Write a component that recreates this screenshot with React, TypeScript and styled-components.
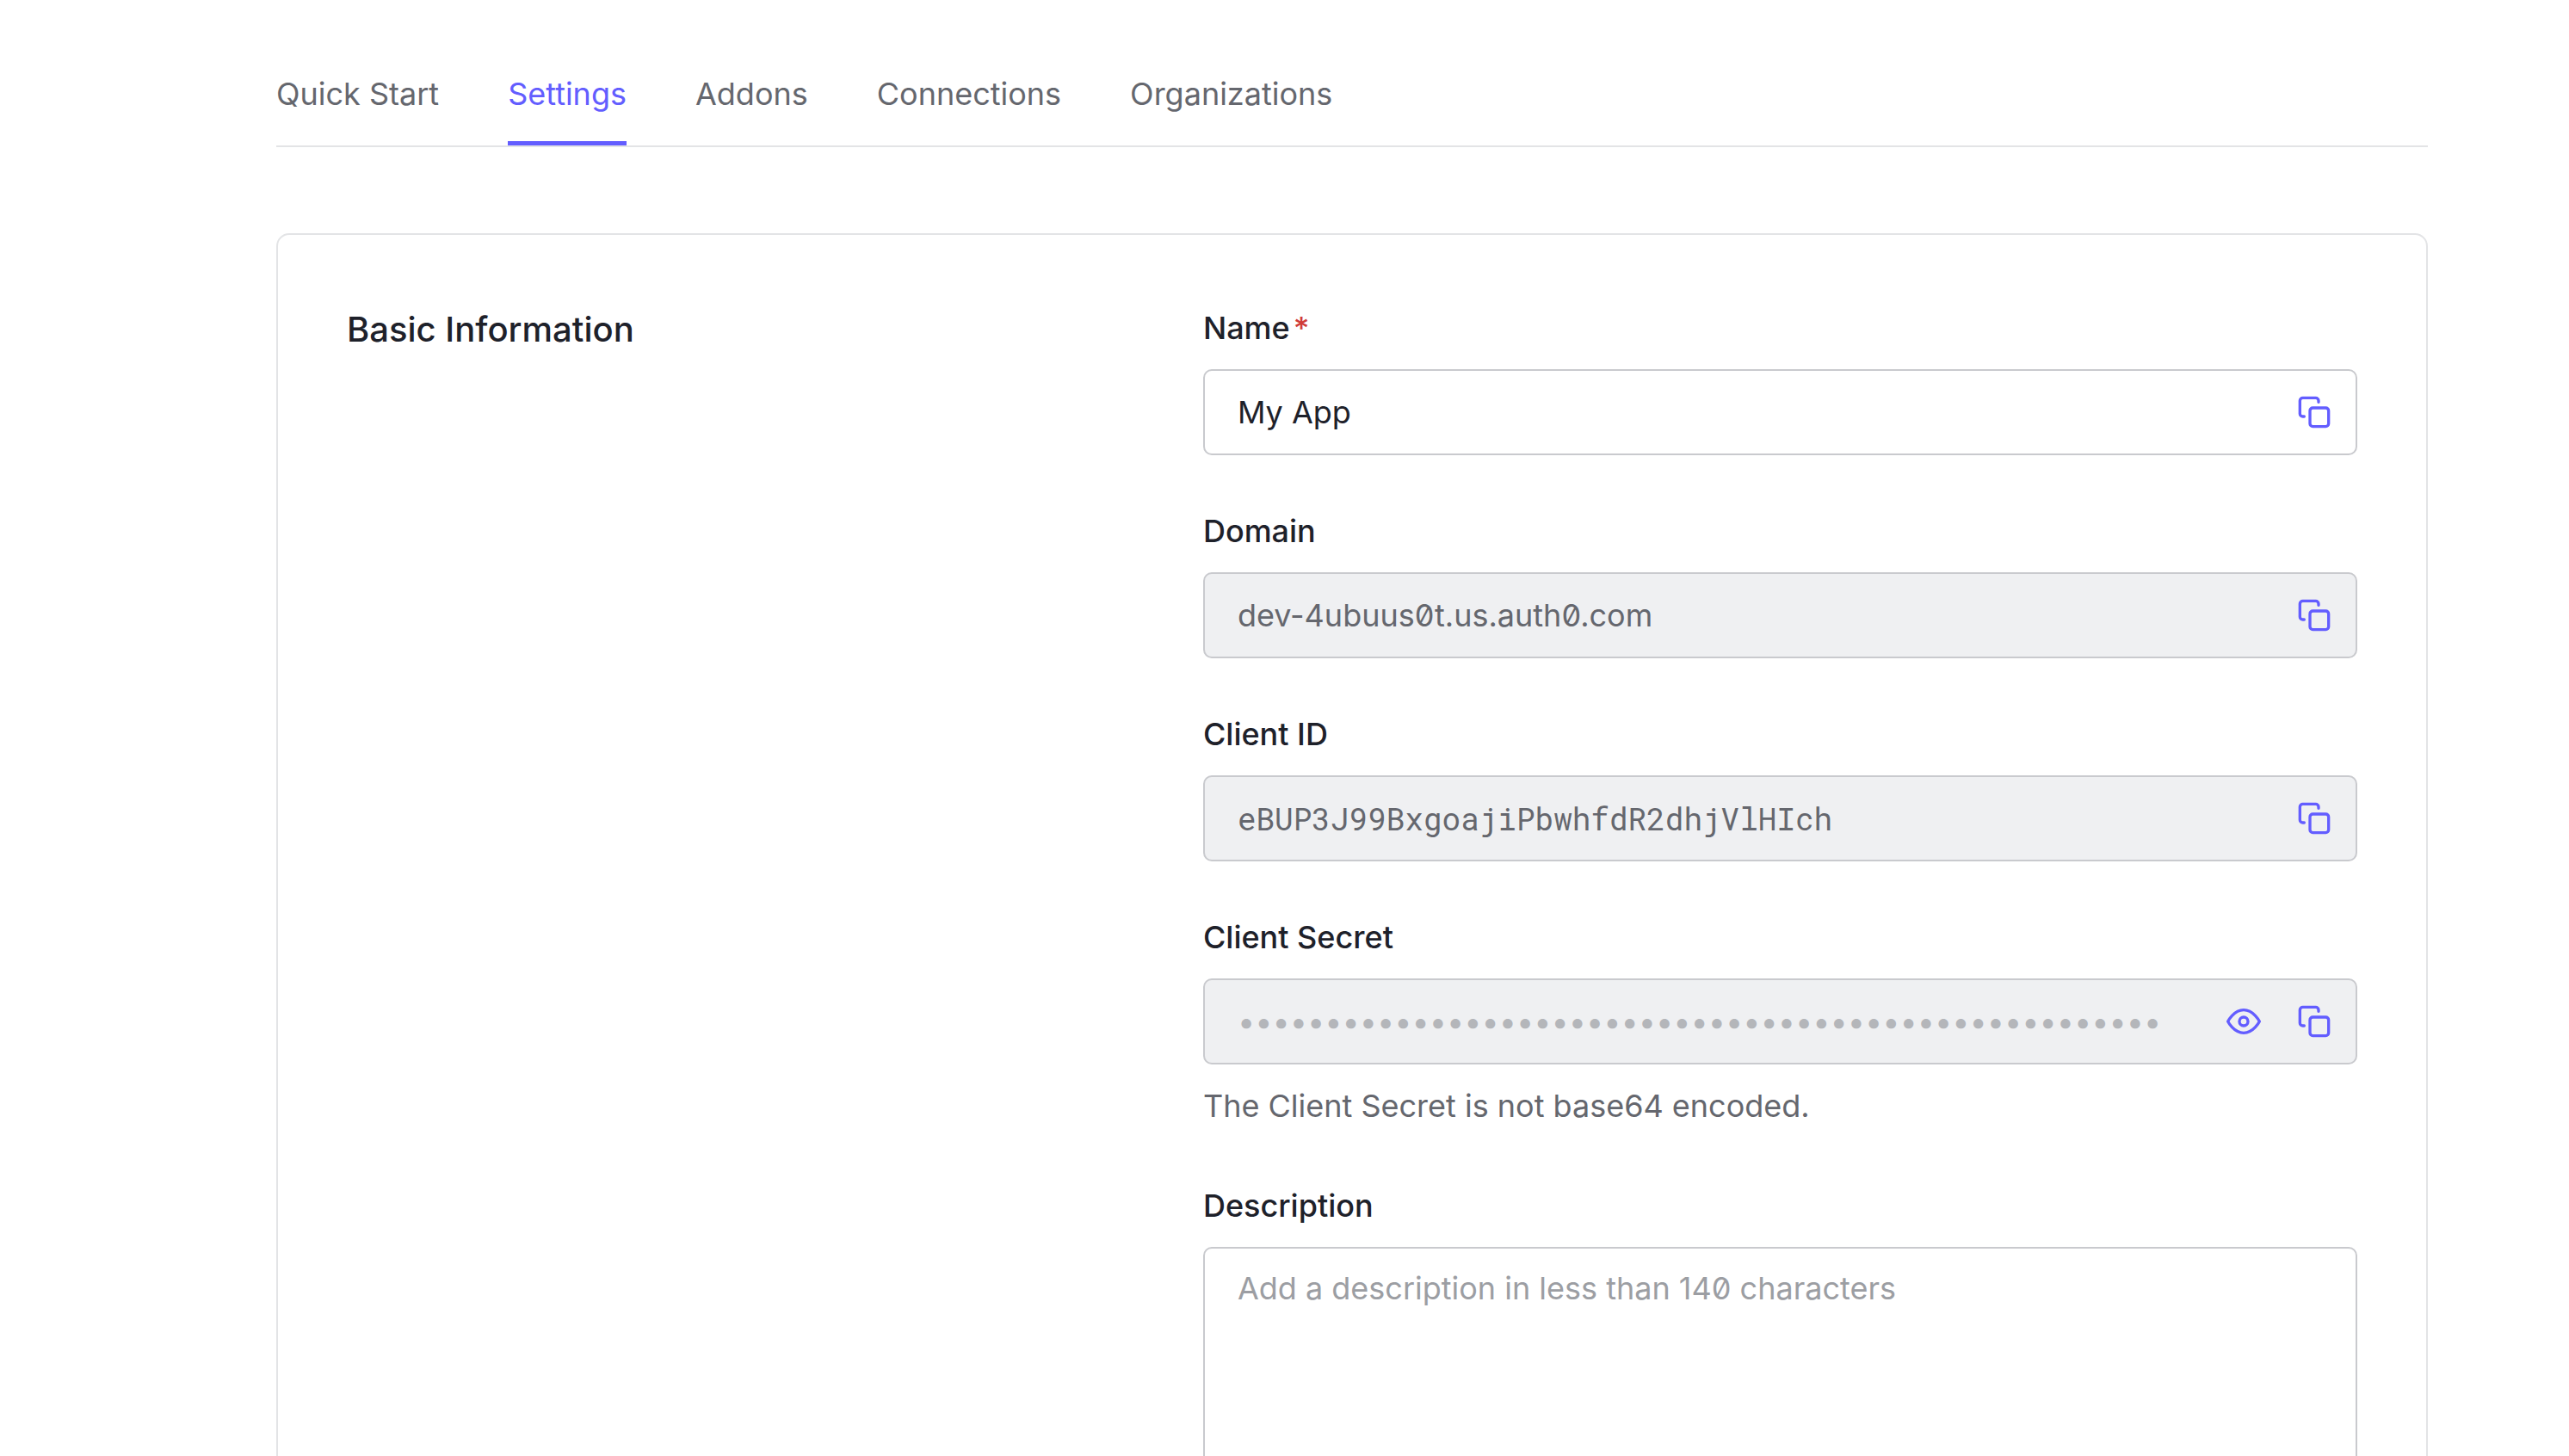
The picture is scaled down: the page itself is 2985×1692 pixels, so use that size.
import React from "react";
import styled, { createGlobalStyle } from "styled-components";
import { FiCopy, FiEye } from "react-icons/fi";

const color = {
  text: "#1e212a",
  muted: "#65676e",
  placeholder: "#9c9ea3",
  mask: "#b4b6ba",
  accent: "#635dff",
  danger: "#d03c38",
  line: "#e3e4e6",
  fieldBorder: "#c9cace",
  readOnly: "#eff0f2",
  page: "#ffffff",
};

const GlobalStyle = createGlobalStyle`
  *, *::before, *::after {
    box-sizing: border-box;
  }
  body {
    margin: 0;
    background: ${color.page};
    color: ${color.text};
    font-family: Inter, "Noto Sans", sans-serif;
    font-size: 36px;
    line-height: 56px;
    font-optical-sizing: none;
    font-feature-settings: "zero";
  }
`;

const Page = styled.main`
  height: 100vh;
  overflow-y: auto;
  scrollbar-width: none;
  padding: 81px 164px 80px 321px;
`;

const Tabs = styled.nav`
  display: flex;
  gap: 80px;
  border-bottom: 2px solid ${color.line};
`;

const Tab = styled.a<{ $active?: boolean }>`
  padding-bottom: 27px;
  border-bottom: 5px solid ${(p) => (p.$active ? color.accent : "transparent")};
  color: ${(p) => (p.$active ? color.accent : color.muted)};
  text-decoration: none;
  white-space: nowrap;
`;

const Card = styled.section`
  display: grid;
  grid-template-columns: 5fr 7fr;
  column-gap: 37px;
  margin-top: 100px;
  padding: 80px;
  border: 2px solid ${color.line};
  border-radius: 15px;
`;

const CardTitle = styled.h2`
  margin: 0;
  font-size: 40px;
  line-height: 60px;
  font-weight: 500;
`;

const Form = styled.form`
  display: flex;
  flex-direction: column;
  gap: 60px;
  min-width: 0;
`;

const FieldGroup = styled.div`
  display: flex;
  flex-direction: column;
  gap: 20px;
`;

const Label = styled.label`
  font-weight: 500;
`;

const Required = styled.span`
  margin-left: 4px;
  color: ${color.danger};
`;

const Control = styled.div<{ $readOnly?: boolean }>`
  display: flex;
  align-items: center;
  gap: 42px;
  height: 100px;
  padding: 0 28px 0 38px;
  border: 2px solid ${color.fieldBorder};
  border-radius: 10px;
  background: ${(p) => (p.$readOnly ? color.readOnly : color.page)};
`;

const TextInput = styled.input<{ $mono?: boolean }>`
  flex: 1;
  min-width: 0;
  height: 56px;
  padding: 0;
  border: 0;
  outline: 0;
  background: transparent;
  color: ${color.text};
  font: inherit;
  font-family: ${(p) =>
    p.$mono ? '"Roboto Mono", "DejaVu Sans Mono", monospace' : "inherit"};
  font-feature-settings: inherit;
  font-optical-sizing: inherit;

  &:read-only {
    color: ${color.muted};
  }

  &[type="password"] {
    color: ${color.mask};
  }
`;

const IconButton = styled.button`
  display: flex;
  flex: none;
  padding: 0;
  border: 0;
  background: transparent;
  color: ${color.accent};
  font-size: 40px;
  cursor: pointer;
`;

const Hint = styled.p`
  margin: 0;
  color: ${color.muted};
`;

const DescriptionInput = styled.textarea`
  display: block;
  width: 100%;
  height: 300px;
  padding: 18px 38px;
  border: 2px solid ${color.fieldBorder};
  border-radius: 10px;
  outline: 0;
  resize: vertical;
  background: ${color.page};
  color: ${color.text};
  font: inherit;
  font-feature-settings: inherit;
  font-optical-sizing: inherit;

  &::placeholder {
    color: ${color.placeholder};
    opacity: 1;
  }
`;

const tabs = ["Quick Start", "Settings", "Addons", "Connections", "Organizations"];

type FieldProps = {
  id: string;
  label: string;
  value: string;
  required?: boolean;
  readOnly?: boolean;
  mono?: boolean;
  secret?: boolean;
  hint?: string;
};

function Field({ id, label, value, required, readOnly, mono, secret, hint }: FieldProps) {
  return (
    <FieldGroup>
      <Label htmlFor={id}>
        {label}
        {required && <Required>*</Required>}
      </Label>
      <Control $readOnly={readOnly}>
        <TextInput
          id={id}
          type={secret ? "password" : "text"}
          defaultValue={value}
          required={required}
          readOnly={readOnly}
          autoComplete="off"
          spellCheck={false}
          $mono={mono}
        />
        {secret && (
          <IconButton type="button" aria-label={`Reveal ${label}`}>
            <FiEye />
          </IconButton>
        )}
        <IconButton type="button" aria-label={`Copy ${label}`}>
          <FiCopy />
        </IconButton>
      </Control>
      {hint && <Hint>{hint}</Hint>}
    </FieldGroup>
  );
}

export default function App() {
  return (
    <>
      <GlobalStyle />
      <Page>
        <Tabs>
          {tabs.map((name) => (
            <Tab
              key={name}
              href="#"
              $active={name === "Settings"}
              aria-current={name === "Settings" ? "page" : undefined}
            >
              {name}
            </Tab>
          ))}
        </Tabs>
        <Card>
          <CardTitle>Basic Information</CardTitle>
          <Form>
            <Field id="name" label="Name" value="My App" required />
            <Field id="domain" label="Domain" value="dev-4ubuus0t.us.auth0.com" readOnly />
            <Field
              id="client-id"
              label="Client ID"
              value="eBUP3J99BxgoajiPbwhfdR2dhjVlHIch"
              readOnly
              mono
            />
            <Field
              id="client-secret"
              label="Client Secret"
              value={"•".repeat(53)}
              readOnly
              secret
              hint="The Client Secret is not base64 encoded."
            />
            <FieldGroup>
              <Label htmlFor="description">Description</Label>
              <DescriptionInput
                id="description"
                placeholder="Add a description in less than 140 characters"
              />
            </FieldGroup>
          </Form>
        </Card>
      </Page>
    </>
  );
}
※ ※ ※
● What the exercise asks: From the material above, reproduce everything verbatim except the pictures.

● Result:
Write a component that recreates this screenshot with React, TypeScript and styled-components.
The picture is scaled down: the page itself is 2985×1692 pixels, so use that size.
import React from "react";
import styled, { createGlobalStyle } from "styled-components";
import { FiCopy, FiEye } from "react-icons/fi";

const color = {
  text: "#1e212a",
  muted: "#65676e",
  placeholder: "#9c9ea3",
  mask: "#b4b6ba",
  accent: "#635dff",
  danger: "#d03c38",
  line: "#e3e4e6",
  fieldBorder: "#c9cace",
  readOnly: "#eff0f2",
  page: "#ffffff",
};

const GlobalStyle = createGlobalStyle`
  *, *::before, *::after {
    box-sizing: border-box;
  }
  body {
    margin: 0;
    background: ${color.page};
    color: ${color.text};
    font-family: Inter, "Noto Sans", sans-serif;
    font-size: 36px;
    line-height: 56px;
    font-optical-sizing: none;
    font-feature-settings: "zero";
  }
`;

const Page = styled.main`
  height: 100vh;
  overflow-y: auto;
  scrollbar-width: none;
  padding: 81px 164px 80px 321px;
`;

const Tabs = styled.nav`
  display: flex;
  gap: 80px;
  border-bottom: 2px solid ${color.line};
`;

const Tab = styled.a<{ $active?: boolean }>`
  padding-bottom: 27px;
  border-bottom: 5px solid ${(p) => (p.$active ? color.accent : "transparent")};
  color: ${(p) => (p.$active ? color.accent : color.muted)};
  text-decoration: none;
  white-space: nowrap;
`;

const Card = styled.section`
  display: grid;
  grid-template-columns: 5fr 7fr;
  column-gap: 37px;
  margin-top: 100px;
  padding: 80px;
  border: 2px solid ${color.line};
  border-radius: 15px;
`;

const CardTitle = styled.h2`
  margin: 0;
  font-size: 40px;
  line-height: 60px;
  font-weight: 500;
`;

const Form = styled.form`
  display: flex;
  flex-direction: column;
  gap: 60px;
  min-width: 0;
`;

const FieldGroup = styled.div`
  display: flex;
  flex-direction: column;
  gap: 20px;
`;

const Label = styled.label`
  font-weight: 500;
`;

const Required = styled.span`
  margin-left: 4px;
  color: ${color.danger};
`;

const Control = styled.div<{ $readOnly?: boolean }>`
  display: flex;
  align-items: center;
  gap: 42px;
  height: 100px;
  padding: 0 28px 0 38px;
  border: 2px solid ${color.fieldBorder};
  border-radius: 10px;
  background: ${(p) => (p.$readOnly ? color.readOnly : color.page)};
`;

const TextInput = styled.input<{ $mono?: boolean }>`
  flex: 1;
  min-width: 0;
  height: 56px;
  padding: 0;
  border: 0;
  outline: 0;
  background: transparent;
  color: ${color.text};
  font: inherit;
  font-family: ${(p) =>
    p.$mono ? '"Roboto Mono", "DejaVu Sans Mono", monospace' : "inherit"};
  font-feature-settings: inherit;
  font-optical-sizing: inherit;

  &:read-only {
    color: ${color.muted};
  }

  &[type="password"] {
    color: ${color.mask};
  }
`;

const IconButton = styled.button`
  display: flex;
  flex: none;
  padding: 0;
  border: 0;
  background: transparent;
  color: ${color.accent};
  font-size: 40px;
  cursor: pointer;
`;

const Hint = styled.p`
  margin: 0;
  color: ${color.muted};
`;

const DescriptionInput = styled.textarea`
  display: block;
  width: 100%;
  height: 300px;
  padding: 18px 38px;
  border: 2px solid ${color.fieldBorder};
  border-radius: 10px;
  outline: 0;
  resize: vertical;
  background: ${color.page};
  color: ${color.text};
  font: inherit;
  font-feature-settings: inherit;
  font-optical-sizing: inherit;

  &::placeholder {
    color: ${color.placeholder};
    opacity: 1;
  }
`;

const tabs = ["Quick Start", "Settings", "Addons", "Connections", "Organizations"];

type FieldProps = {
  id: string;
  label: string;
  value: string;
  required?: boolean;
  readOnly?: boolean;
  mono?: boolean;
  secret?: boolean;
  hint?: string;
};

function Field({ id, label, value, required, readOnly, mono, secret, hint }: FieldProps) {
  return (
    <FieldGroup>
      <Label htmlFor={id}>
        {label}
        {required && <Required>*</Required>}
      </Label>
      <Control $readOnly={readOnly}>
        <TextInput
          id={id}
          type={secret ? "password" : "text"}
          defaultValue={value}
          required={required}
          readOnly={readOnly}
          autoComplete="off"
          spellCheck={false}
          $mono={mono}
        />
        {secret && (
          <IconButton type="button" aria-label={`Reveal ${label}`}>
            <FiEye />
          </IconButton>
        )}
        <IconButton type="button" aria-label={`Copy ${label}`}>
          <FiCopy />
        </IconButton>
      </Control>
      {hint && <Hint>{hint}</Hint>}
    </FieldGroup>
  );
}

export default function App() {
  return (
    <>
      <GlobalStyle />
      <Page>
        <Tabs>
          {tabs.map((name) => (
            <Tab
              key={name}
              href="#"
              $active={name === "Settings"}
              aria-current={name === "Settings" ? "page" : undefined}
            >
              {name}
            </Tab>
          ))}
        </Tabs>
        <Card>
          <CardTitle>Basic Information</CardTitle>
          <Form>
            <Field id="name" label="Name" value="My App" required />
            <Field id="domain" label="Domain" value="dev-4ubuus0t.us.auth0.com" readOnly />
            <Field
              id="client-id"
              label="Client ID"
              value="eBUP3J99BxgoajiPbwhfdR2dhjVlHIch"
              readOnly
              mono
            />
            <Field
              id="client-secret"
              label="Client Secret"
              value={"•".repeat(53)}
              readOnly
              secret
              hint="The Client Secret is not base64 encoded."
            />
            <FieldGroup>
              <Label htmlFor="description">Description</Label>
              <DescriptionInput
                id="description"
                placeholder="Add a description in less than 140 characters"
              />
            </FieldGroup>
          </Form>
        </Card>
      </Page>
    </>
  );
}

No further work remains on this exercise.